(Rows from a dataset)
------------

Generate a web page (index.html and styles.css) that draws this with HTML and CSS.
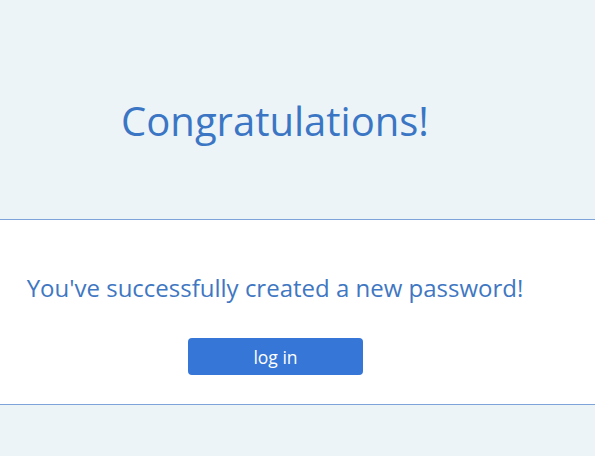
FILE: index.html
```html
<!DOCTYPE html>
<html lang="en">
<head>
  <meta charset="UTF-8" />
  <meta name="viewport" content="width=device-width, initial-scale=1.0"/>
  <title>Password Changed</title>
  <link rel="stylesheet" href="styles.css">
</head>
<body>
  <div class="header">
    <h1>Congratulations!</h1>
  </div>

  <div class="message">
    <p>You've successfully created a new password!</p>
    <button type="button" class="login-btn">log in</button>
  </div>

  <div class="footer"></div>
</body>
</html>
```

FILE: styles.css
```css
body {
  margin: 0;
  font-family: "Open Sans", "Noto Sans", sans-serif;
  background-color: #ecf4f8;
}
.header {
  height: 219px;
  width: 550px;
  box-sizing: border-box;
  padding-top: 22px;
  display: flex;
  align-items: center;
  justify-content: center;
}
h1 {
  margin: 0;
  font-size: 40px;
  font-weight: normal;
  color: #3b76c4;
}
.message {
  background: #fff;
  border-top: 1px solid #7ea3da;
  border-bottom: 1px solid #7ea3da;
  height: 186px;
  width: 100%;
  box-sizing: border-box;
}
.message p {
  width: 550px;
  text-align: center;
  margin: 0;
  padding-top: 51px;
  font-size: 24px;
  color: #3f77c2;
}
.login-btn {
  display: block;
  margin: 34px 0 0 188px;
  width: 175px;
  height: 37px;
  background-color: #3576d6;
  color: white;
  border: none;
  border-radius: 4px;
  font-family: inherit;
  font-size: 17.5px;
  cursor: pointer;
}
.footer {
  height: 51px;
}
```
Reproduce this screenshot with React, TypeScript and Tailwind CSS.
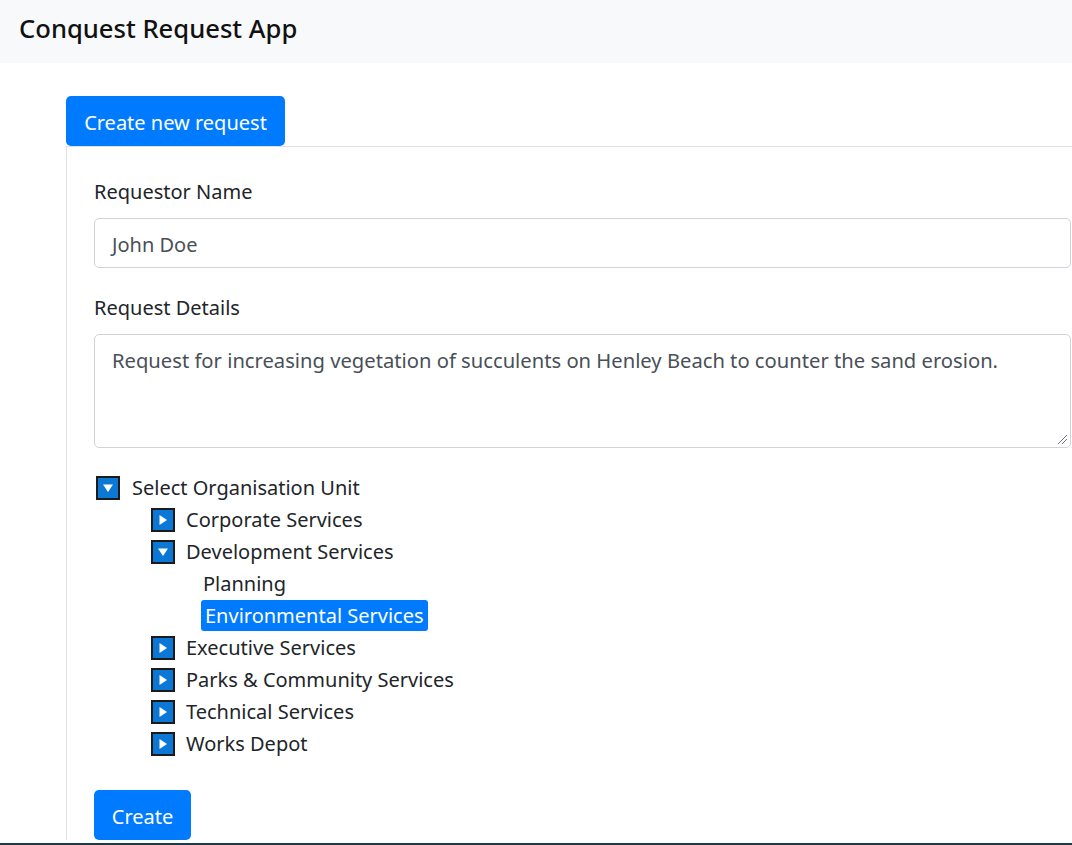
import React from "react";

const font = { fontFamily: '"Noto Sans", "Open Sans", sans-serif' };

function Toggle({ open }: { open: boolean }) {
  return (
    <span className="inline-flex h-[24px] w-[24px] shrink-0 items-center justify-center border-2 border-[#1b1b1b] bg-[#0a78d4]">
      <svg width="12" height="12" viewBox="0 0 12 12">
        {open ? (
          <polygon points="1,2.5 11,2.5 6,10" fill="#fff" />
        ) : (
          <polygon points="2.5,1 10,6 2.5,11" fill="#fff" />
        )}
      </svg>
    </span>
  );
}

function Row({ children }: { children: React.ReactNode }) {
  return <div className="flex h-[32px] items-center pt-[1px]">{children}</div>;
}

export default function App() {
  const after = ["Executive Services", "Parks & Community Services", "Technical Services", "Works Depot"];
  return (
    <div className="flex h-[845px] w-[1072px] flex-col overflow-hidden bg-white text-[#212529]" style={font}>
      <div className="flex-1 overflow-hidden">
        <header className="flex h-[63px] items-center bg-[#f8f9fa] px-[19px] pb-[5px]">
          <span className="text-[25.6px] font-medium text-[#111]">Conquest Request App</span>
        </header>
        <main className="pl-[66px] pt-[33px]">
          <button className="h-[50px] w-[219px] rounded-[5px] bg-[#007bff] pt-[4px] text-[20px] text-white">
            Create new request
          </button>
          <div className="w-[1100px] border-l border-t border-[#dee2e6] pl-[27px] pt-[29px]">
            <label className="block h-[32px] leading-[32px] text-[20px]">Requestor Name</label>
            <div className="mt-[10px] flex h-[50px] w-[977px] items-center rounded-[5px] border border-[#ced4da] px-[17px] pt-[3px] text-[20px] text-[#495057]">
              John Doe
            </div>
            <label className="mt-[24px] block h-[32px] leading-[32px] text-[20px]">Request Details</label>
            <div className="relative mt-[10px] h-[114px] w-[977px] rounded-[5px] border border-[#ced4da] px-[17px] pt-[10px] text-[20.2px] leading-[30px] text-[#495057]">
              Request for increasing vegetation of succulents on Henley Beach to counter the sand erosion.
              <svg className="absolute bottom-[2px] right-[2px]" width="12" height="12" viewBox="0 0 12 12">
                <line x1="2" y1="11" x2="11" y2="2" stroke="#777" strokeWidth="1" />
                <line x1="6" y1="11" x2="11" y2="6" stroke="#777" strokeWidth="1" />
              </svg>
            </div>
            <div className="mt-[23px] text-[20px]">
              <Row>
                <span className="ml-[2px] -mt-[1px]"><Toggle open /></span>
                <span className="ml-[12px]">Select Organisation Unit</span>
              </Row>
              <div className="pl-[57px]">
                <Row>
                  <span className="-mt-[1px]"><Toggle open={false} /></span>
                  <span className="ml-[11px]">Corporate Services</span>
                </Row>
                <Row>
                  <span className="-mt-[1px]"><Toggle open /></span>
                  <span className="ml-[11px]">Development Services</span>
                </Row>
                <div className="pl-[50px]">
                  <Row>
                    <span className="ml-[2px]">Planning</span>
                  </Row>
                  <div className="flex h-[32px] items-center">
                    <span className="flex h-[31px] items-center rounded-[3px] bg-[#007bff] px-[4px] pt-[2px] text-white">
                      Environmental Services
                    </span>
                  </div>
                </div>
                {after.map((t) => (
                  <Row key={t}>
                    <span className="-mt-[1px]"><Toggle open={false} /></span>
                    <span className="ml-[11px]">{t}</span>
                  </Row>
                ))}
              </div>
            </div>
            <button className="mt-[31px] h-[50px] w-[97px] rounded-[5px] bg-[#007bff] pt-[4px] text-[20px] text-white">
              Create
            </button>
          </div>
        </main>
      </div>
      <div className="h-[2px] bg-[#1d3a48]" />
    </div>
  );
}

------------

Set task: Copy every line in the entries above that has the string "this" in it.

Solution to the exercise:
Generate a web page (index.html and styles.css) that draws this with HTML and CSS.
Reproduce this screenshot with React, TypeScript and Tailwind CSS.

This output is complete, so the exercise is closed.